* [THE TASK]
Scan the entries below and count the lines holding the string "components". Supply only the number.

++++++++++++++++++++

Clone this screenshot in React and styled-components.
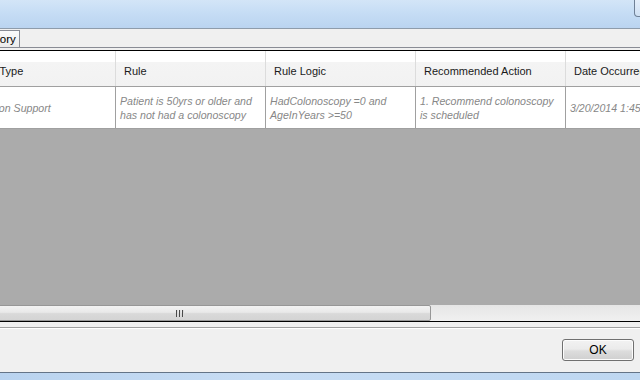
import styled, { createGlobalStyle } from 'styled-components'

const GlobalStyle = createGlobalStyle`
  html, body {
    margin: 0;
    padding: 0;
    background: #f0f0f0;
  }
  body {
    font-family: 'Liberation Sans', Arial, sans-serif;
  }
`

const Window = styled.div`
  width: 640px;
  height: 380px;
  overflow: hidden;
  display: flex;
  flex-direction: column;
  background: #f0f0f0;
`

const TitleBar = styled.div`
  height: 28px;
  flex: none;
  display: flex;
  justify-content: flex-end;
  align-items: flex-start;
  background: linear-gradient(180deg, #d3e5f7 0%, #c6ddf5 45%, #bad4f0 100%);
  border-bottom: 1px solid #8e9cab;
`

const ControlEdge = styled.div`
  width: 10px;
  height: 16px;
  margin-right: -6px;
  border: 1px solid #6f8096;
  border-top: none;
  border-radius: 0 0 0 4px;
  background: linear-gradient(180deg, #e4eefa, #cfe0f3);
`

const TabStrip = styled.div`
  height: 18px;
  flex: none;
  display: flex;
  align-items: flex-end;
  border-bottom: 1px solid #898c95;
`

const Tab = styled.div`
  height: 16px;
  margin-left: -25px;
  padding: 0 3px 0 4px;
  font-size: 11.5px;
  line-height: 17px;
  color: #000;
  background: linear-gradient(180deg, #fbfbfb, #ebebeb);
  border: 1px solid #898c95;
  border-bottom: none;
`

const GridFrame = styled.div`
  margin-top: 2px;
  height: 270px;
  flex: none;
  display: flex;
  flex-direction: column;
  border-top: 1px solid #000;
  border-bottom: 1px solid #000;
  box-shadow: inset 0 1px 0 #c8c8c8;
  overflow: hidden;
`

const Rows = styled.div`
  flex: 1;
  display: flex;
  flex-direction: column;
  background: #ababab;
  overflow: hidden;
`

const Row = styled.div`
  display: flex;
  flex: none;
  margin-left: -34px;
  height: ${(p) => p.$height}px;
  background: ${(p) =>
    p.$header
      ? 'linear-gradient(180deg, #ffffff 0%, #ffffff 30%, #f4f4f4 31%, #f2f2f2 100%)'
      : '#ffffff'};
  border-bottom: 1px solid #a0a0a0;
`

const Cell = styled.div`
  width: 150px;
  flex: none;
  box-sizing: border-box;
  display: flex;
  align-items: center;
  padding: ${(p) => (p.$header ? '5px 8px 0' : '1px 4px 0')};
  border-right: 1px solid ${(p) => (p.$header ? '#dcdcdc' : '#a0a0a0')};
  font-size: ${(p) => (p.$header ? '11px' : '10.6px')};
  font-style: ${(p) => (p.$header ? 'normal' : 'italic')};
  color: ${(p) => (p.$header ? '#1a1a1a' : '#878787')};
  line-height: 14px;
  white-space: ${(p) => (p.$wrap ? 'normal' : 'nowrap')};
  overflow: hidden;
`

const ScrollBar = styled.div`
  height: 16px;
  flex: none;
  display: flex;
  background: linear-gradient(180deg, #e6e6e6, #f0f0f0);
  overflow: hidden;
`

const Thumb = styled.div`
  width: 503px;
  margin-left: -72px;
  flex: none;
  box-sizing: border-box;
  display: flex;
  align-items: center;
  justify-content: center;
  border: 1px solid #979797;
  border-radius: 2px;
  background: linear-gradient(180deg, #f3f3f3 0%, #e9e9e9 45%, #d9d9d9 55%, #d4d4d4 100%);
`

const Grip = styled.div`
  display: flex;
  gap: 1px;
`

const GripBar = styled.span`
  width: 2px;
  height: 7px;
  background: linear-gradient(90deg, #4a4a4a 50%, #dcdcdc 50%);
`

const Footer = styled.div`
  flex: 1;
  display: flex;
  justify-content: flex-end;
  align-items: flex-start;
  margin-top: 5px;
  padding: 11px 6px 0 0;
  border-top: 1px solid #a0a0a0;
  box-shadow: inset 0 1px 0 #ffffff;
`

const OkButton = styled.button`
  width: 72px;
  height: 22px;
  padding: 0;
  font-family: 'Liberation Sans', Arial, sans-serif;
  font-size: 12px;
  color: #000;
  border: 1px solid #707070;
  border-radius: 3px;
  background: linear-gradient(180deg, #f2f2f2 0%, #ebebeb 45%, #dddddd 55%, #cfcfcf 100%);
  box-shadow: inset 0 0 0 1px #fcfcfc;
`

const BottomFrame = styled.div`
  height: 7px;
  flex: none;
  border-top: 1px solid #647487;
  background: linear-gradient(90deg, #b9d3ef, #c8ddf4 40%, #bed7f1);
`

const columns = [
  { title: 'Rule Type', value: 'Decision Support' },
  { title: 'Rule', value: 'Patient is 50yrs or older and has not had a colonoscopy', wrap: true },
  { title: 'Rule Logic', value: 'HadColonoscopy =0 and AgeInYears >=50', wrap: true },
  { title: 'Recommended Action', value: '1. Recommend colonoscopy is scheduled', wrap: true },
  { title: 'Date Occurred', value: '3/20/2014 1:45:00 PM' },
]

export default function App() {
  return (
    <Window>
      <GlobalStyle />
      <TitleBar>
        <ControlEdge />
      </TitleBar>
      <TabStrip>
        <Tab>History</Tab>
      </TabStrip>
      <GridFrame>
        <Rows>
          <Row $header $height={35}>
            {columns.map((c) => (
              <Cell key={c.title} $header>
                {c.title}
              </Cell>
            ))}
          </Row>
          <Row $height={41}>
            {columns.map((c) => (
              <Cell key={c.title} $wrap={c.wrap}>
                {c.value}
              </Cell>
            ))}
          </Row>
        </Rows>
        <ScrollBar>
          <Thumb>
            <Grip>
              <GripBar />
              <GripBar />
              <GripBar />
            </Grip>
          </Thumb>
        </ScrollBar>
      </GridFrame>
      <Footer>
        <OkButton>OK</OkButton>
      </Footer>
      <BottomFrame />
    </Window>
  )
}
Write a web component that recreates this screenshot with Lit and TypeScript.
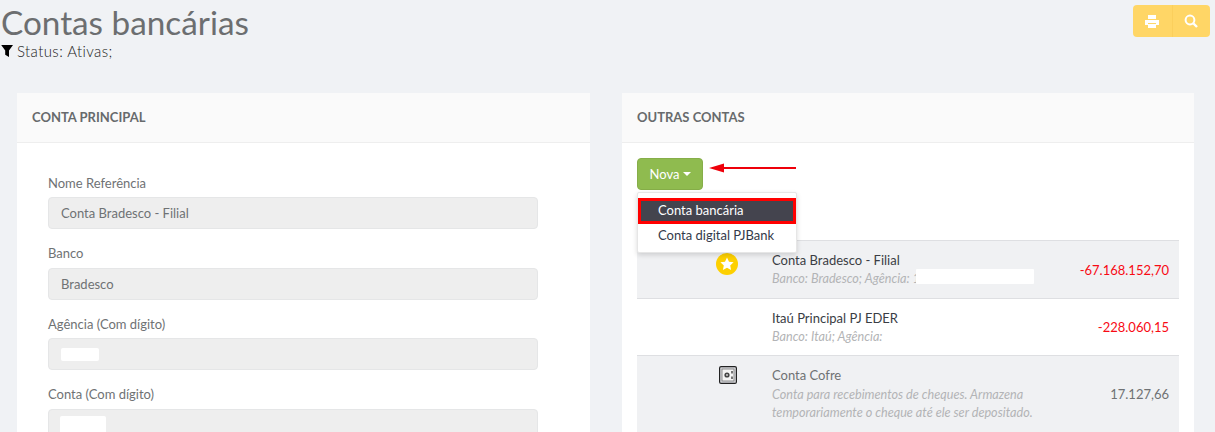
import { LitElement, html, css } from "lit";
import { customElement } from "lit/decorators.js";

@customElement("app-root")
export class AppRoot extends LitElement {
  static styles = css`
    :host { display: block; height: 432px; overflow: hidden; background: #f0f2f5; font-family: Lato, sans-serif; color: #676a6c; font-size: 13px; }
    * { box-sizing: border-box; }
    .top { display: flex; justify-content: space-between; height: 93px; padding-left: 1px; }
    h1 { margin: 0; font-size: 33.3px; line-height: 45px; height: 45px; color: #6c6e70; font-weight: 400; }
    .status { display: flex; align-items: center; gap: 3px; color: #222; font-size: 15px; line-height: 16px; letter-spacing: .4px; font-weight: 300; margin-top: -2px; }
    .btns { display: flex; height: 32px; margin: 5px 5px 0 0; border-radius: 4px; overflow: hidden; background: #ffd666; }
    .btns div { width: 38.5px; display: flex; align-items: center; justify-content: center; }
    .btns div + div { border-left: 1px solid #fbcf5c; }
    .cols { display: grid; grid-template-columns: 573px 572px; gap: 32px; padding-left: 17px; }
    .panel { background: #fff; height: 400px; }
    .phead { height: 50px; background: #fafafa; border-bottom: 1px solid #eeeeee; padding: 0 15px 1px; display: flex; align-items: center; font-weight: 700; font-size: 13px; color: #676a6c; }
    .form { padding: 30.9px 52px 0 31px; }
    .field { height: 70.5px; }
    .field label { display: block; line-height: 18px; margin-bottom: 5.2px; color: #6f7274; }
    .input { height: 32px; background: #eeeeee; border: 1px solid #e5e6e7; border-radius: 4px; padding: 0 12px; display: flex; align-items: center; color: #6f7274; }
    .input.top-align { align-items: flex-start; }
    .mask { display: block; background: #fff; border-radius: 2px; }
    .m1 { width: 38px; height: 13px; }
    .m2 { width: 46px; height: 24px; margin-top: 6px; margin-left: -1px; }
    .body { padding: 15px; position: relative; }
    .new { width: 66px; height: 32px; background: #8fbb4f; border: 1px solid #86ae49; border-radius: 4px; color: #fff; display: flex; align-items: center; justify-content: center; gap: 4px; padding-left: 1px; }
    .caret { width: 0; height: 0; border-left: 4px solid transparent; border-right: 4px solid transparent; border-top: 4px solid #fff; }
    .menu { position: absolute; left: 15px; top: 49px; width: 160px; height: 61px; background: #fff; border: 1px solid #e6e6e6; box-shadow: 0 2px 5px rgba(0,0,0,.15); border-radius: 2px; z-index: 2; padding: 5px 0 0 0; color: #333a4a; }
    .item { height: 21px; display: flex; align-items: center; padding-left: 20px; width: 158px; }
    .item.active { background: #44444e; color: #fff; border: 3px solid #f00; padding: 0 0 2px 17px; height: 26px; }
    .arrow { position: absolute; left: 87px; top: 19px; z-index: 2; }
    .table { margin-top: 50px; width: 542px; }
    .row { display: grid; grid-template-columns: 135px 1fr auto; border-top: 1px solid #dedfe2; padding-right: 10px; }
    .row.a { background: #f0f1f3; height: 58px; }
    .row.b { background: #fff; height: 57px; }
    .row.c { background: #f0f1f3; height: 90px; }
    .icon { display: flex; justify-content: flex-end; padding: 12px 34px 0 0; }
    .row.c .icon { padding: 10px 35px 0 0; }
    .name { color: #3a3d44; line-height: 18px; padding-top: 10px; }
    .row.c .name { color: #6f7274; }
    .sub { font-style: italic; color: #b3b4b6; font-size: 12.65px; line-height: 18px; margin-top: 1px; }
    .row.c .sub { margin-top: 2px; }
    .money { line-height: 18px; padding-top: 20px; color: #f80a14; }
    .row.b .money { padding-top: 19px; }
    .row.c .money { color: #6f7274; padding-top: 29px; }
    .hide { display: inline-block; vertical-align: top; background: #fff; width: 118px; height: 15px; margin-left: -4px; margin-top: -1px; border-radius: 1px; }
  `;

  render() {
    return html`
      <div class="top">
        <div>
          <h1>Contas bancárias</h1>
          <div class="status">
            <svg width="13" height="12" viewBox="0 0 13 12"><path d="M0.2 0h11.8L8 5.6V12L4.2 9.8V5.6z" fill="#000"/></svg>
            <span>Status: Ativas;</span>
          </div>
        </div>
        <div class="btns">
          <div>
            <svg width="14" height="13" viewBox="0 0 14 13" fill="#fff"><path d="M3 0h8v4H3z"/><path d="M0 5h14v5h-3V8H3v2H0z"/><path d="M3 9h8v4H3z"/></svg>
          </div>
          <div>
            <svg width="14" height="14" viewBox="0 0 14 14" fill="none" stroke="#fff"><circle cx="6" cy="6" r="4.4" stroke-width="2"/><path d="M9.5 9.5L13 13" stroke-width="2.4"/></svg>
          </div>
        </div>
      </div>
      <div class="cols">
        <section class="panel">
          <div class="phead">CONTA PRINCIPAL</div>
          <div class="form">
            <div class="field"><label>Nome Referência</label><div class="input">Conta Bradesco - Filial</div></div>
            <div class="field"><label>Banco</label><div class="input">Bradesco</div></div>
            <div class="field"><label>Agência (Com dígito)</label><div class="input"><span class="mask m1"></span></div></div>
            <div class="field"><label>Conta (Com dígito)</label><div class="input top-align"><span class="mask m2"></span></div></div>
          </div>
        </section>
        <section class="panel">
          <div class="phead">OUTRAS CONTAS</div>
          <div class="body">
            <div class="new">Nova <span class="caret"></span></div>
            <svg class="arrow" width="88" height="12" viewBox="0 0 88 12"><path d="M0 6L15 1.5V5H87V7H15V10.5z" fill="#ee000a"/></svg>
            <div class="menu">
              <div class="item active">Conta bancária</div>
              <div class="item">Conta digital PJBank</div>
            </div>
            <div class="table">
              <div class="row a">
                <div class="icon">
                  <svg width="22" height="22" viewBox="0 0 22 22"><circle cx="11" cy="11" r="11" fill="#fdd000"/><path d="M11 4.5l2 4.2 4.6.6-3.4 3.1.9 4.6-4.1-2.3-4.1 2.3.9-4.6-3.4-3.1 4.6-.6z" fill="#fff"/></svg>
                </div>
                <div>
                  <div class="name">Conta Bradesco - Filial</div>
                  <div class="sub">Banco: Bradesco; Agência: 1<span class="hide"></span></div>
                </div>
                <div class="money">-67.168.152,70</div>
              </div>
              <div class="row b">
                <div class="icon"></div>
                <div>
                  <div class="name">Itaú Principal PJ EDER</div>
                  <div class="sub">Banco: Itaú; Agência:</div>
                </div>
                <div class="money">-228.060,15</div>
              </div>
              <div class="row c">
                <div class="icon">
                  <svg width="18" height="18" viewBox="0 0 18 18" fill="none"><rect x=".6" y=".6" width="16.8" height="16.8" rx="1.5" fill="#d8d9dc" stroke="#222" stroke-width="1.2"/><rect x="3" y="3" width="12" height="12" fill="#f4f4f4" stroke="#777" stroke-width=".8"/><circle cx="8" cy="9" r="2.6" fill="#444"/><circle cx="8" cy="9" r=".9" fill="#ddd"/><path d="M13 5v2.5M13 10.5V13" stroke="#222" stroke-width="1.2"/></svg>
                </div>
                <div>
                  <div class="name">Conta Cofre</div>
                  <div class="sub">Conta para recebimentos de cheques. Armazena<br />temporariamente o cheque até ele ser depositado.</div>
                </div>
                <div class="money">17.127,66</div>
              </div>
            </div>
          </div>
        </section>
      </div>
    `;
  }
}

++++++++++++++++++++

* [RIGHT ANSWER]
2